• _PROVIDED MATERIAL_:
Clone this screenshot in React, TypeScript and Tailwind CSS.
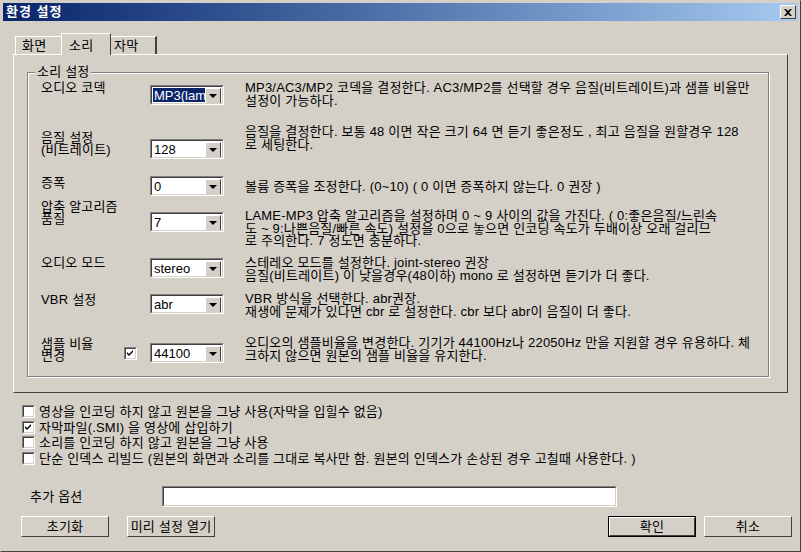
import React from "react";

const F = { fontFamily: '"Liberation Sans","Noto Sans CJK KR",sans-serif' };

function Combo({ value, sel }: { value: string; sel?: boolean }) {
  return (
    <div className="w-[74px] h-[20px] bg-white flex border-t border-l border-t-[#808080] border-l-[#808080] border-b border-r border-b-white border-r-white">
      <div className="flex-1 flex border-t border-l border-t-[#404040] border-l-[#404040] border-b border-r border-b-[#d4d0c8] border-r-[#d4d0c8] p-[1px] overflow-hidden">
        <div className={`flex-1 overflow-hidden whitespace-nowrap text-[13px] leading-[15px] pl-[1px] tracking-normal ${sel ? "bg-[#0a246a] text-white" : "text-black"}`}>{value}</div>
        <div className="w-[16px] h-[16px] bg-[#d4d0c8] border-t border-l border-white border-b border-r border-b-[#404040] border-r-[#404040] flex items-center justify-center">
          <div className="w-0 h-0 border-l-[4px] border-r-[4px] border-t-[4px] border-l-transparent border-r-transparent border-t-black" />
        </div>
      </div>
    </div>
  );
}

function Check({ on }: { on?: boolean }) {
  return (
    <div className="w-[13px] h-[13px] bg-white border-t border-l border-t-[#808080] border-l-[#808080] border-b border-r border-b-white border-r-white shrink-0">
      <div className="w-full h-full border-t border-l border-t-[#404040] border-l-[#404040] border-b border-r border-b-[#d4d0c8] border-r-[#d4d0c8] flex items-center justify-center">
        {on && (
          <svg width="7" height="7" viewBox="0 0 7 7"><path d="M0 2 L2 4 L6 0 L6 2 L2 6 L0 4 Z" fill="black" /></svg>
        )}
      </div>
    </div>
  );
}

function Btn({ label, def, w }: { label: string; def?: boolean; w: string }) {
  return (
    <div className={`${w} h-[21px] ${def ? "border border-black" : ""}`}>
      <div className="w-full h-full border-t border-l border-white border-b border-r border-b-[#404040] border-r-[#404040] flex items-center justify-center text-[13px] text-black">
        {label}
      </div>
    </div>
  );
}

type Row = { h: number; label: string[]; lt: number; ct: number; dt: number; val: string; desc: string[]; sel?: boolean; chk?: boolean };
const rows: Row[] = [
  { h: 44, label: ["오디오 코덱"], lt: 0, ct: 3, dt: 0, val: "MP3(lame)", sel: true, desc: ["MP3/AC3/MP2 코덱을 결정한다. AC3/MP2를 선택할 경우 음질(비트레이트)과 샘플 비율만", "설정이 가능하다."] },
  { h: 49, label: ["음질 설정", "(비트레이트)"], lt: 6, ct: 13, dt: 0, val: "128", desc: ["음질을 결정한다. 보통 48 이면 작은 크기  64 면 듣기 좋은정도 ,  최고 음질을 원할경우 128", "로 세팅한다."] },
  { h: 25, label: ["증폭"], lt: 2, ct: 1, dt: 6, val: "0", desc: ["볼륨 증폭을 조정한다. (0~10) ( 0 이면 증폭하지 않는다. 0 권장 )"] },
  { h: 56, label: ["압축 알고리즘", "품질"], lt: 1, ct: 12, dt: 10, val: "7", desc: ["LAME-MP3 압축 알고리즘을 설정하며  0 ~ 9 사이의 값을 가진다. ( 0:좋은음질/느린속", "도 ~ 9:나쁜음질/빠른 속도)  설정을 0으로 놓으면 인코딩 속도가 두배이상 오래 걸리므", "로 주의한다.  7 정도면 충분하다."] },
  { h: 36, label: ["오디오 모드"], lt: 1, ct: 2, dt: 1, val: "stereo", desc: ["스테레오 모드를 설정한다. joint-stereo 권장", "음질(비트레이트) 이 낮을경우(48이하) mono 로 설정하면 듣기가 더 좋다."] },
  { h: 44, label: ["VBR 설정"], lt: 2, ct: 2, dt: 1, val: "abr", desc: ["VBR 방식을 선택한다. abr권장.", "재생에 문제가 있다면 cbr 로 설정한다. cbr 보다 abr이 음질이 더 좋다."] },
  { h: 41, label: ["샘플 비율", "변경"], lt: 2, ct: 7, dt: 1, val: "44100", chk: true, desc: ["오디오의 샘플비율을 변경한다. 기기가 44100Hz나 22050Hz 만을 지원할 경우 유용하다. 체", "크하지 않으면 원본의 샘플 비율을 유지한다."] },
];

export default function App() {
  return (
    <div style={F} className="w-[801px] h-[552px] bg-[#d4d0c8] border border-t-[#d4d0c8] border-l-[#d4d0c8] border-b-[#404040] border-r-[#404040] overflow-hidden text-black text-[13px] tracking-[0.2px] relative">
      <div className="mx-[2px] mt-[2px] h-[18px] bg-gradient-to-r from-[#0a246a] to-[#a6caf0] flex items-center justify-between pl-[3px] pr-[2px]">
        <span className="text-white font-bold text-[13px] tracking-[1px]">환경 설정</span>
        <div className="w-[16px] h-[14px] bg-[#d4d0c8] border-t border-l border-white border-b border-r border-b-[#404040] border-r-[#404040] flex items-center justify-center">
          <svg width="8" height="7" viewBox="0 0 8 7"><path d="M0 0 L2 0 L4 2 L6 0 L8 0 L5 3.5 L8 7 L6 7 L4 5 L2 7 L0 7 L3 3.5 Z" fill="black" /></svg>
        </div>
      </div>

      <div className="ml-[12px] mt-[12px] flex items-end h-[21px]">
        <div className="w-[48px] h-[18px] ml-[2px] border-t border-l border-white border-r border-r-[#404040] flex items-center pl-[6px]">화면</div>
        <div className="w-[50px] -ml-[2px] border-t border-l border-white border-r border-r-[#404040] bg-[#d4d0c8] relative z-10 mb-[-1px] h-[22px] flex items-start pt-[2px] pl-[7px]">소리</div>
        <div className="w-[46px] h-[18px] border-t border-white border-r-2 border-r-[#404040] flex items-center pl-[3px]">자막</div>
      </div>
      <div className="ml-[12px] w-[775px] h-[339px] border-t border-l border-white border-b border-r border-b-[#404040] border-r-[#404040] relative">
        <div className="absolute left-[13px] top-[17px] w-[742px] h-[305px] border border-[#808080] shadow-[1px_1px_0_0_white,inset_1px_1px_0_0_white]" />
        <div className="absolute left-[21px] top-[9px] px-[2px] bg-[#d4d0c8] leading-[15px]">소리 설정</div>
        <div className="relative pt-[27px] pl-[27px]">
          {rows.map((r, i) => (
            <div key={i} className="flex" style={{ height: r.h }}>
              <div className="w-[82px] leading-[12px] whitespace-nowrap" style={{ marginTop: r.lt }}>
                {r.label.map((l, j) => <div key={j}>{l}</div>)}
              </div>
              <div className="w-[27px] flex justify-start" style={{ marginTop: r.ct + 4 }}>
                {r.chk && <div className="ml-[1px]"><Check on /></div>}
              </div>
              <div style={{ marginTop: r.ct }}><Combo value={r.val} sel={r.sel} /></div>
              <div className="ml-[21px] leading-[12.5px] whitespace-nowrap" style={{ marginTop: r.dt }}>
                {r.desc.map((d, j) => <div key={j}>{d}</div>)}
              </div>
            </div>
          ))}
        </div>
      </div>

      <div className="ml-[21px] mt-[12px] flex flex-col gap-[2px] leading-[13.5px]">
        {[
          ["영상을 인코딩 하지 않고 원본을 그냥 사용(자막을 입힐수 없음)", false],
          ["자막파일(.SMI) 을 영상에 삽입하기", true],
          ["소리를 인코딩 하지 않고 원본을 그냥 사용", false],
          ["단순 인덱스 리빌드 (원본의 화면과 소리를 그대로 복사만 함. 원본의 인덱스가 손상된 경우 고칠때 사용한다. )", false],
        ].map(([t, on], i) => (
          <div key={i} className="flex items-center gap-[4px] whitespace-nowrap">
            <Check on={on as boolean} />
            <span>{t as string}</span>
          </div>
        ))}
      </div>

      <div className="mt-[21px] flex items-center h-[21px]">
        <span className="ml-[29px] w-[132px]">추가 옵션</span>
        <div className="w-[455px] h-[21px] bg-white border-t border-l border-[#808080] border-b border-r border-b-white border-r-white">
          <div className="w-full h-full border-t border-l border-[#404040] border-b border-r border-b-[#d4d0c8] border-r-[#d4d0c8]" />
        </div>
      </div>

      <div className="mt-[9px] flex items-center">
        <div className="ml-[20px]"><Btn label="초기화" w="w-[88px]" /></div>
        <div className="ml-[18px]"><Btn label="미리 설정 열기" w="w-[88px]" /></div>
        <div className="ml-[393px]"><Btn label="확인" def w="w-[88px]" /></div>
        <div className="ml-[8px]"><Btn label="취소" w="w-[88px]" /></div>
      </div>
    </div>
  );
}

• _WHAT THIS TASK INVOLVES_:
Extract each line holding the string "React".

• _THE RESPONSE_:
Clone this screenshot in React, TypeScript and Tailwind CSS.
import React from "react";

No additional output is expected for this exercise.